Some I left without values but crucial ones like author and title I ensured had values.

This became the context object for the HTML template which I would combine with the Mustache templating engine.

I then wrote some code so that the content of each post was added to the posts array to be rendered appropriately with Marked.

Scriptogram anomalies

Last post, I mentioned that there were some odd things about the Scriptogram template.

Somehow, Scriptogram’s template replaces a double-braced content variable with functioning HTML rather than encoded HTML which is what Mustache double-braced variables normally give you.

Rather than change the variables to triple-braces directly in the template, only to have to potentially change them back again for use in Scriptogram, I added code to check for an array of variables to match to and replace double-braced instaces with triple-braced instances.

// Mustaches variables where doubled braces ought to be triplets.
var tripled_variables = ["css", "content", "profile_image"];

// Because Scriptogram only ever uses double-braced variables, replace these with triple-braced.
tripled_variables.forEach(function (v, i, a) {
	template = template.replace(new RegExp("\{\{(" + v + ")\}\}", "g"), "{{{$1}}}");

This ensures that posts display as fully rendered Markdown in the preview and not encoded HTML.

For some reason, Scriptogram’s template puts its braced variables into the CSS right up against closing braces. Although Scriptogram is able to cope with this, testing showed that vanilla Mustache does not.

// By inserting a space in each triplet of braces, this prevents an error with the CSS and Mustache template.
template = template.replace(/\}\}\}/g, "}} }");

This line of code simply separates the double brace at the end of Mustache variable from the closing brace of a CSS property and avoids an error.

Typeface issues

Scriptogram’s “basic” theme which I copied originally relies on a font called Proxima Nova. Using the font requires a license so my preview is not quite as accurate as I would like it to be. Hotlinking the font files hosted on Scriptogram itself would in any case cause cross-site scripting issues.
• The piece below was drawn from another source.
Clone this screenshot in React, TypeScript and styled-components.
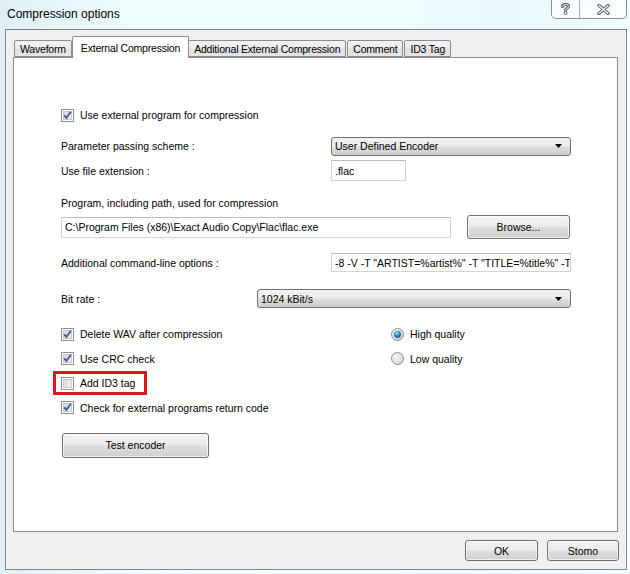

I need to look into font licensing further to resolve this.

What next?

Now that I’ve created a previewer, I can start to experiment and get down to the actual business of writing a theme.

However, my preview is still crude and could do with some work. There is the aforementioned font issue. And posts could be ordered. There are still several different views to consider, such as individual post, archive, and tag views. I could even separate archived posts from draft posts and allow for the ability to preview posts that have not yet been published. For now though, this is a quick and easy way to see the effect of changes on the homepage in an “offline mode”.